Likewise, for the millions unaccustomed to being home alone, one way of avoiding cabin fever while confined is to enlarge one's perspective through prayer.

Southampton Anna Chaplains have come up with a simple formula to guide people into home prayer. Leader of the team, Canon Dr Erica Roberts, City Chaplain for Older People, said, 'I thought you’d like to see one resource that we’ve produced for Home Prayer – please share it if you think it would help.'

The booklet offers some suggestions as you come to pray:

  • Find somewhere comfortable to sit

  • Light a candle

  • Be aware of your body as you still yourself

  • Take a deep breath in and be aware of God’s presence with you

  • Wonder what God might have for you in this moment.

'We’ve sent the leaflets out to all those who have no internet and those whom we know would value something to hold rather than read on a computer!' says Erica.

'All our care homes have received them and are using them in different ways. We plan to update them monthly and devise a separate one for Easter.'

Other ideas from our Southampton Anna Chaplains include a weekly newsletter for their 'Classic Cuppa' group of friends who used to meet regularly, with jokes, quizzes, stories and spiritual encouragement.
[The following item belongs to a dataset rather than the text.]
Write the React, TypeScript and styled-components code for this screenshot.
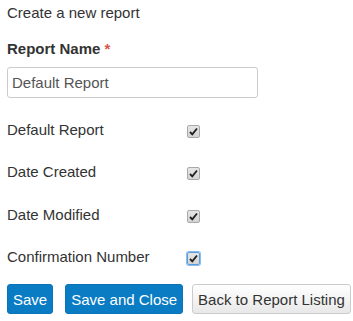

Another great idea has been to do a shared knitting project. One church is setting out to do figures for a Noah’s Ark set (making woollen figures like the one pictured left) and also knitted hats for the Southampton-based Sailors' Society.

'So something practical, done in their own homes but connecting through a shared goal and purpose.

'The Anna Chaplains are posting or delivering wool and needles, or just the pattern, as required,' she said.

In addition, Erica has printed up cards entitled 'Caring for the Older Community', listing resources including, of course, BRF's Bible Reflections for Older People, for which she is a regular contributor. Editions are published three times a year, and a subscription makes a good present for someone you know who'd appreciate the wisdom of seasoned writers reflecting on themes common to all in their later years.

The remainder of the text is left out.